His autobiography was a no-holds-barred affair, which detailed the hardship – and, also, offered further insight into Burgess’s earlier ‘I wouldn’t wish it on my worst enemy’ line.

“Everything that happened happened because we made a decision at a point in time and at certain ages. I had a relationship with drugs for quite a long time. I’m glad it’s over but at the same time I don’t regret it.

“I must have enjoyed it because I did it for so long. It’s the same with the relationship with other people. They lasted as long as they did because they were mostly quite good.”

One of his books, The Listening Party, was a product of the pandemic. In March 2020, when the Covid-19 pandemic resulted in most live music concerts being cancelled, Burgess started “Tim’s Twitter Listening Party”, where he would tweet whilst listening to an album with one or more guests, normally a member of the band, who would provide insights and anecdotes about the songs, recording the album or other associated items.
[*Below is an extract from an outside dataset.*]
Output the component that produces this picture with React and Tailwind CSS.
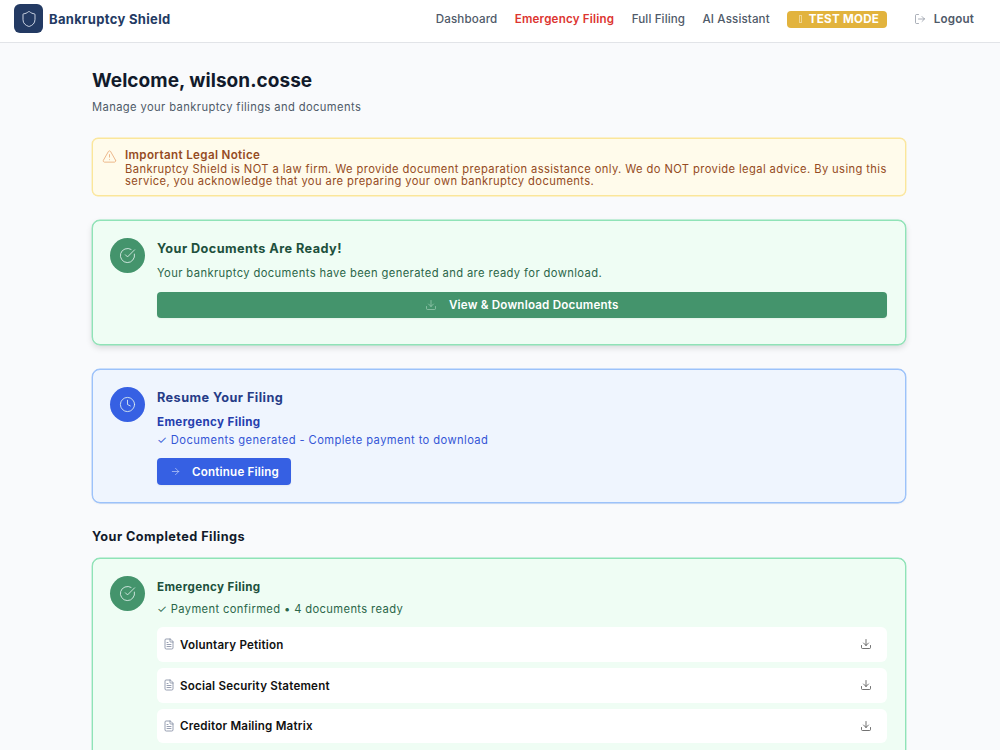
import React from 'react';
import {
  Shield,
  LogOut,
  TriangleAlert,
  CircleCheckBig,
  Clock,
  ArrowRight,
  Download,
  FileText,
} from 'lucide-react';

const navItems = [
  { label: 'Dashboard' },
  { label: 'Emergency Filing', urgent: true },
  { label: 'Full Filing' },
  { label: 'AI Assistant' },
];

const documents = [
  'Voluntary Petition',
  'Social Security Statement',
  'Creditor Mailing Matrix',
];

const Header = () => (
  <header className="h-[43px] bg-white border-b border-[#e2e4e8] flex items-start justify-between pl-[14px] pr-[26px]">
    <div className="flex items-center pt-1">
      <div className="w-[29px] h-[29px] rounded-md bg-[#233a63] flex items-center justify-center">
        <Shield className="w-[18px] h-[18px] text-[#dbe2ee]" strokeWidth={1.2} />
      </div>
      <span className="ml-1.5 text-[13px] leading-5 font-bold tracking-[0.33px] text-[#233a63]">Bankruptcy Shield</span>
    </div>

    <nav className="flex items-center h-[38px] text-[11.6px] tracking-[0.2px] text-[#4f5a69]">
      {navItems.map((item) => (
        <a
          key={item.label}
          href="#"
          className={`mr-[17.4px] whitespace-nowrap ${item.urgent ? 'font-semibold text-[#dc3530]' : 'font-medium tracking-[0.12px]'}`}
        >
          {item.label}
        </a>
      ))}
      <span className="w-[100px] h-[17px] mr-[0.5px] rounded bg-[#e2b33d] text-white font-bold tracking-[0.27px] flex items-center justify-end pr-2 whitespace-nowrap">
        <span className="w-[3px] h-2 border border-[#f0d58f] mr-[7px]" />
        TEST MODE
      </span>
      <button className="ml-[26px] flex items-center font-semibold">
        <LogOut className="w-[12px] h-[12px] mr-[8px] text-[#7c8491]" strokeWidth={1.3} />
        Logout
      </button>
    </nav>
  </header>
);

const CardIcon = ({ icon: Icon, color }) => (
  <div className={`w-[35px] h-[35px] shrink-0 rounded-full flex items-center justify-center ${color}`}>
    <Icon className="w-[17px] h-[17px] text-[#e3f1ee]" strokeWidth={1.2} />
  </div>
);

const App = () => {
  return (
    <div className="h-[750px] overflow-hidden bg-[#f9fafc] font-['Inter',sans-serif] text-[11.2px] leading-3 tracking-[0.39px]">
      <Header />

      <main className="w-[813.5px] ml-[92px] pt-[26px]">
        <h1 className="text-[19px] leading-[23px] font-bold tracking-[0.04px] text-[#121a2b]">Welcome, wilson.cosse</h1>
        <p className="mt-2 leading-[14px] text-[#4f5a69]">Manage your bankruptcy filings and documents</p>

        {/* Legal notice */}
        <div className="mt-6 h-[58px] flex border border-[#fbe69a] rounded-md bg-[#fffbeb] pt-[10px] pl-[9px] text-[#954b23] shadow-[0_0_0_0.4px_#fbe69a]">
          <TriangleAlert className="w-[15px] h-[15px] shrink-0 text-[#e6a26c]" strokeWidth={1.2} />
          <div className="ml-[8px] whitespace-nowrap">
            <h2 className="text-[11.6px] font-semibold leading-3 tracking-[0.35px]">Important Legal Notice</h2>
            <p className="mt-[2px]">
              Bankruptcy Shield is NOT a law firm. We provide document preparation assistance only. We do NOT provide legal advice. By using this
              <br />
              service, you acknowledge that you are preparing your own bankruptcy documents.
            </p>
          </div>
        </div>

        {/* Documents ready */}
        <section className="mt-6 h-[125px] flex border border-[#8fe3b7] rounded-lg bg-[#effdf4] py-[17px] pl-[17px] pr-[18px] shadow-[0_0_0_0.4px_#8fe3b7,0_3px_6px_rgba(0,0,0,0.13)]">
          <CardIcon icon={CircleCheckBig} color="bg-[#44946c]" />
          <div className="ml-[12px] flex-1">
            <h2 className="mt-[3px] text-[12.7px] leading-4 font-bold tracking-[0.44px] text-[#20503c]">Your Documents Are Ready!</h2>
            <p className="mt-[9px] leading-[14px] text-[#2b6649]">Your bankruptcy documents have been generated and are ready for download.</p>
            <button className="mt-3 w-full h-[26px] rounded bg-[#44946c] text-white text-[11.6px] font-semibold tracking-[0.2px] flex items-center justify-center shadow-xs">
              <Download className="w-[12px] h-[12px] mr-3 text-[#a9d3bd]" strokeWidth={1.3} />
              View &amp; Download Documents
            </button>
          </div>
        </section>

        {/* Resume filing */}
        <section className="mt-[24px] h-[134px] flex border border-[#9cc2fa] rounded-lg bg-[#eff5fe] py-[17px] pl-[17px] pr-[18px] shadow-[0_0_0_0.4px_#9cc2fa,0_1px_2px_rgba(0,0,0,0.06)]">
          <CardIcon icon={Clock} color="bg-[#3660e3]" />
          <div className="ml-[12px] flex-1">
            <h2 className="mt-[3px] text-[12.7px] leading-4 font-bold tracking-[0.44px] text-[#263c87]">Resume Your Filing</h2>
            <h3 className="mt-[9px] text-[11.6px] leading-[14px] font-bold tracking-[0.37px] text-[#263fae]">Emergency Filing</h3>
            <p className="mt-1 leading-[14px] tracking-[0.41px] text-[#3455d6]">✓ Documents generated - Complete payment to download</p>
            <button className="mt-[11px] w-[134px] h-[27px] rounded bg-[#3660e3] text-white text-[11.6px] font-semibold tracking-[0.2px] flex items-center pl-[13px] shadow-xs">
              <ArrowRight className="w-[11px] h-[11px] mr-[11px] text-[#c3d0f8]" strokeWidth={1.5} />
              Continue Filing
            </button>
          </div>
        </section>

        <h2 className="mt-[26px] text-[12.7px] leading-4 font-bold tracking-[0.44px] text-[#121a2b]">Your Completed Filings</h2>

        <section className="mt-[13px] flex border border-[#8fe3b7] rounded-lg bg-[#effdf4] pt-[17px] pl-[17px] pr-[18px] pb-[18px] shadow-[0_0_0_0.4px_#8fe3b7]">
          <CardIcon icon={CircleCheckBig} color="bg-[#44946c]" />
          <div className="ml-[12px] flex-1">
            <h3 className="mt-1 text-[11.6px] leading-[14px] font-bold tracking-[0.37px] text-[#20503c]">Emergency Filing</h3>
            <p className="mt-2 leading-[14px] tracking-[0.37px] text-[#2b6649]">✓ Payment confirmed • 4 documents ready</p>
            <ul className="mt-[11px] space-y-[6px]">
              {documents.map((doc) => (
                <li key={doc} className="h-[34.8px] rounded-md bg-white flex items-center pl-[6px] pr-[15px]">
                  <FileText className="w-[12px] h-[12px] text-[#77809a]" strokeWidth={1.5} />
                  <span className="ml-[5px] flex-1 pt-px text-[11.6px] font-semibold tracking-[0.2px] text-[#111111]">{doc}</span>
                  <Download className="w-[12px] h-[12px] text-[#444444]" strokeWidth={1.5} />
                </li>
              ))}
            </ul>
          </div>
        </section>
      </main>
    </div>
  );
};

export default App;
Over 700 parties were held in the first year. On August 31 2023, Burgess announced on his X (formerly Twitter) account that there would be no more additions of “Tim’s Twitter Listening Party” but it would continue as a radio and podcast format.

On March 20, 2023, it was announced that Burgess would present Tim’s Listening Party, a six-part radio and podcast series based on Tim’s Twitter Listening Party, which would air on Sunday nights on Absolute Radio. The first series began on March 26, 2023 followed by a second series on July 23, 2023, which will have eight episodes. A third series began airing on October 29, 2023.

“Those have been great,” he says. “When the pandemic came, all of us were stopped from doing the thing we’d done for all of our lives. We couldn’t play shows, we couldn’t record music together in the studio, we couldn’t go out and come up with ideas. We just had to stop.

“So the listening parties were a way of reconnecting. They were also a way of celebrating albums. They were a chance to listen to some of the obscure tracks and deep cuts that so often get neglected.”

The parties proved hugely successful and reached a vast online audience, before switching to radio, where they’ve been similarly successful.

Thoughts of books, crusades, and social media successes however are, for now, furthest from Burgess’s mind. Being back on the road provides an opportunity to rekindle friendships with long-standing bandmates and long-standing fans.

And while The Charlatans have endured a rockier road than most, Burgess wouldn’t swop it for the world. One of the most popular stars in rock’s firmament, he’s a guy with an impeccable reputation who’s widely liked for his truth-telling, his personable nature, and his authenticity. It would have been easier to jack it all in years ago and do something else – the way so many in bands do.

But The Charlatans have lasted the course and when they reach Wolverhampton in a few days, it’ll be as though to present the nation’s best indie jukebox, with a cavalcade of hits.

The Charlatans are in town. It’s time to let the good times roll.